Midlothian, Virginia-based RIA Colonial River Wealth Advisors sued Cambridge in U.S. District Court for the Eastern District of Virginia in Richmond, on Nov. 10, 2022, alleging the BD assisted advisor Jayne W. Di Vincenzo, also named as a defendant in the suit, in poaching her clients back from Colonial River after she sold the business.

The plaintiff had sought at least $8 million in damages, alleging Cambridge was guilty of tortious interference with contract and tortious interference with business expectancy. The RIA argued that Cambridge and Di Vincenzo were guilty of business conspiracy and common-law civil conspiracy, and that Di Vincenzo was guilty of breach of contract.

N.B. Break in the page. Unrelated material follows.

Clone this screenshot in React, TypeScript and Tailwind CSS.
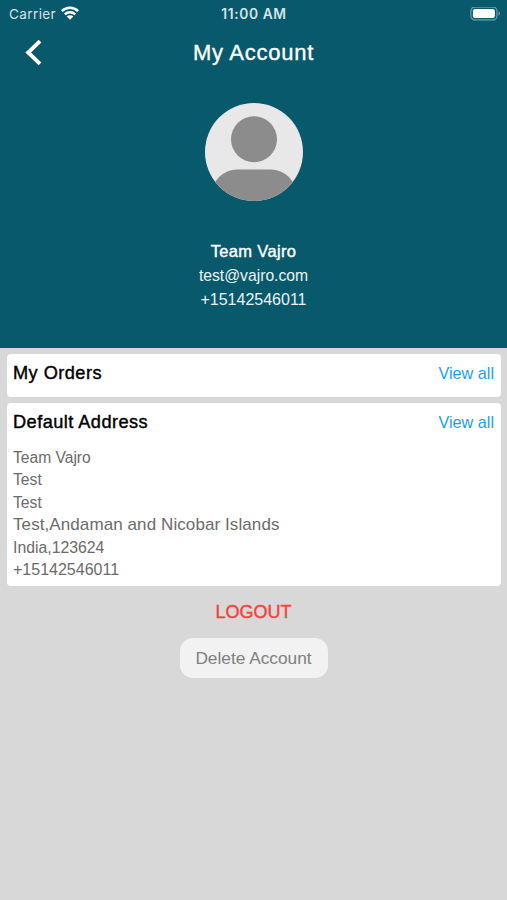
const address = [
    { text: 'Team Vajro', className: 'text-[15.6px]' },
    { text: 'Test', className: 'text-[15.7px]' },
    { text: 'Test', className: 'text-[15.7px]' },
    { text: 'Test,Andaman and Nicobar Islands', className: 'text-[17px] tracking-[0.09px]' },
    { text: 'India,123624', className: 'text-[15.8px]' },
    { text: '+15142546011', className: 'text-[16px]' },
];

function StatusBar() {
    return (
        <div className="grid h-7 grid-cols-3 items-center pl-[9px] pr-[6px] font-['Inter',sans-serif] text-[13.5px] text-[#d5e3e8]">
            <div className="flex items-center gap-[5px]">
                <span className="tracking-[0.4px]">Carrier</span>
                <svg className="-mt-[2px]" width="18" height="14" viewBox="0 0 18 14" fill="none" stroke="white" strokeWidth="2.5">
                    <path d="M0.9 5.1a11.6 11.6 0 0 1 16.2 0" />
                    <path d="M3.8 8.4a7.4 7.4 0 0 1 10.4 0" />
                    <path d="M9 13.8L5.7 10.6a4.6 4.6 0 0 1 6.6 0z" fill="white" stroke="none" />
                </svg>
            </div>
            <span className="-ml-[2px] whitespace-nowrap text-center text-[13.8px] font-semibold tracking-[0.6px]">11:00 AM</span>
            <svg className="justify-self-end" width="31" height="14" viewBox="0 0 31 14" fill="none">
                <rect x="0.9" y="0.1" width="26" height="12.8" rx="3.8" stroke="#6d9baa" strokeWidth="1.2" />
                <rect x="2.9" y="2.1" width="22" height="8.8" rx="2" fill="white" />
                <path d="M28.5 4.3v4.4q1.6-.6 1.6-2.2t-1.6-2.2z" fill="#6d9baa" />
            </svg>
        </div>
    );
}

function Avatar() {
    return (
        <svg width="98" height="98" viewBox="0 0 98 98">
            <clipPath id="avatar">
                <circle cx="49" cy="49" r="49" />
            </clipPath>
            <g clipPath="url(#avatar)">
                <rect width="98" height="98" fill="#e8e8e8" />
                <circle cx="49" cy="36.2" r="23" fill="#8c8c8c" />
                <rect x="7" y="66.5" width="84" height="60" rx="25" fill="#8c8c8c" />
            </g>
        </svg>
    );
}

function CardHeader({ title }: { title: string }) {
    return (
        <div className="flex h-[38px] items-center justify-between">
            <h2 className="pt-[2px] text-[18.2px] tracking-[0.45px] text-black [-webkit-text-stroke:0.4px]">{title}</h2>
            <button className="text-[16.2px] text-[#1a9ff0]">View all</button>
        </div>
    );
}

export default function App() {
    return (
        <div className="flex min-h-[900px] w-full flex-col bg-[#d8d8d8] font-['Liberation_Sans',Arial,sans-serif]">
            <header className="flex h-[348px] flex-col bg-[#08596b] text-white">
                <StatusBar />
                <div className="grid h-12 grid-cols-3 items-center">
                    <button aria-label="Back" className="ml-[25px]">
                        <svg width="17" height="27" viewBox="0 0 17 27" fill="none" stroke="white" strokeWidth="3.9">
                            <path d="M15 2.1L3.2 13.5L15 24.9" />
                        </svg>
                    </button>
                    <h1 className="whitespace-nowrap text-center text-[22px] tracking-[0.75px] [-webkit-text-stroke:0.35px]">My Account</h1>
                </div>
                <div className="flex flex-col items-center pt-[27px]">
                    <Avatar />
                    <p className="mt-[38px] text-[16.5px] leading-6 tracking-[0.35px] [-webkit-text-stroke:0.4px]">Team Vajro</p>
                    <p className="mt-px text-[15.7px] leading-6 text-[#eaf3f6]">test@vajro.com</p>
                    <p className="text-[16px] leading-6 text-[#eaf3f6]">+15142546011</p>
                </div>
            </header>

            <main className="flex flex-col pl-[7px] pr-[6px] pt-[6px]">
                <section className="h-[43px] rounded-[4px] bg-white pl-[6px] pr-[7px]">
                    <CardHeader title="My Orders" />
                </section>
                <section className="mt-[6px] h-[183px] rounded-[4px] bg-white pl-[6px] pr-[7px]">
                    <CardHeader title="Default Address" />
                    <div className="pt-[6px] text-[#6b6b6b]">
                        {address.map((line, i) => (
                            <p key={i} className={`h-[22.4px] leading-[22.4px] ${line.className}`}>{line.text}</p>
                        ))}
                    </div>
                </section>
                <button className="mr-px mt-[14px] self-center text-[18px] leading-6 text-[#f5403c] [-webkit-text-stroke:0.4px]">LOGOUT</button>
                <button className="mr-px mt-[14px] h-10 w-[148px] self-center rounded-[13px] bg-[#f2f2f2] pt-[2px] text-[17.3px] text-[#808080]">Delete Account</button>
            </main>
        </div>
    );
}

But U.S. District Judge Roderick C. Young, on Monday, granted the defendants’ motion to dismiss the claims against them “for lack of subject matter jurisdiction” and compelled the parties to arbitrate, “because the dispute is subject to a binding arbitration clause,” he said in a memorandum opinion.

A three-person arbitration panel, on March 3, 2022, ruled in favor of Di Vincenzo, according to an award posted at the Financial Industry Regulatory Authority’s website.

The panel granted nearly every relief claim requested by Di Vincenzo and denied in its entirety the counterclaim of Devin Garofalo, who had bought Di Vincenzo’s business. The panel awarded $591,238 in compensatory damages “for Garofalo’s default” of the asset purchase agreement, $957,400 in compensatory damages “for Garofalo’s failure to remit commissions” to Di Vincenzo, and $490,639 in attorney’s fees.

Cambridge and attorneys for the defendants and plaintiff didn’t immediately respond to a request for comment on Friday about the judge’s decision.